All history subsequent to the salvific event, with its load of sufferings, is nothing other than the great opportunity to participate in the same redemptive suffering of Christ, uniting one's own sufferings to his, to complete in one's own flesh what is lacking in his afflictions (cf. Col 1:24): ‘Christ achieved the Redemption completely and to the very limits but at the same time he did not bring it to a close. In this redemptive suffering, through which the Redemption of the world was accomplished, Christ opened himself from the beginning to every human suffering and constantly does so. Yes, it seems to be part of the very essence of Christ's redemptive suffering that this suffering requires to be unceasingly completed (...). this Redemption, even though it was completely achieved by Christ's suffering, lives on and in its own special way develops in the history of man. It lives and develops as the body of Christ, the Church, and in this dimension every human suffering, by reason of the loving union with Christ, completes the suffering of Christ.' (n. 24).
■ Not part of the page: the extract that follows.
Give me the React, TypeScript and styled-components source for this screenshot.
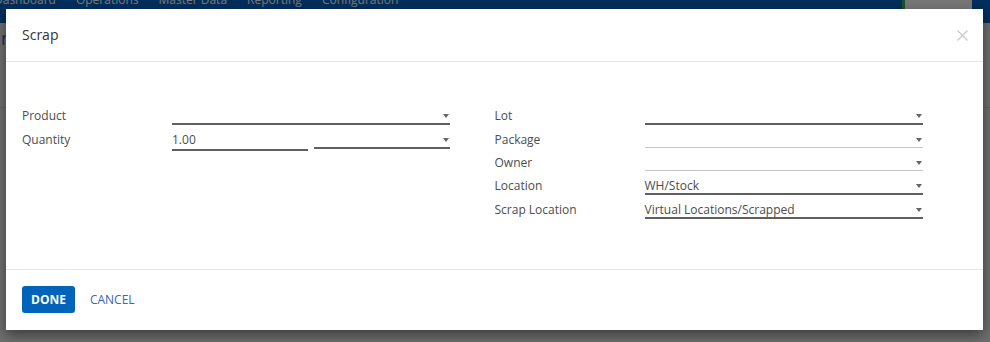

Therefore, it is certainly not pain in itself that is redemptive, but it is beyond question that, since Christ has chosen suffering as an instrument of redemption, human suffering itself becomes a privileged instrument of redemption, in so far as it is experienced as the completion of his sufferings, in the mystical Body of the Church. This is not a perspective of sufferance’, but an exquisitely Christian one, always taught by the Magisterium, the Doctors and lived by all the Saints, canonised and not.
The Anointing of the Sick expresses and realises precisely this incorporation into the sufferings of Christ, through the sacramental ‘configuration to the redemptive passion of the Saviour’ (Catechism of the Catholic Church, no. 1521), which is further ‘sealed’ by the Holy Viaticum. It is not surprising, therefore, that the book makes but a cursory mention of these sacraments (see the entry on ‘Accompaniment’), which are declined - and quickly dismissed - as a mere ‘contemplation of the suffering Christ’ that procures comfort and allows one to experience the trial as ‘a grace that transfigures’ (p. 21). No mention is made of the fundamental participation in the afflictions of Christ the Redeemer and the configuration to Him crucified.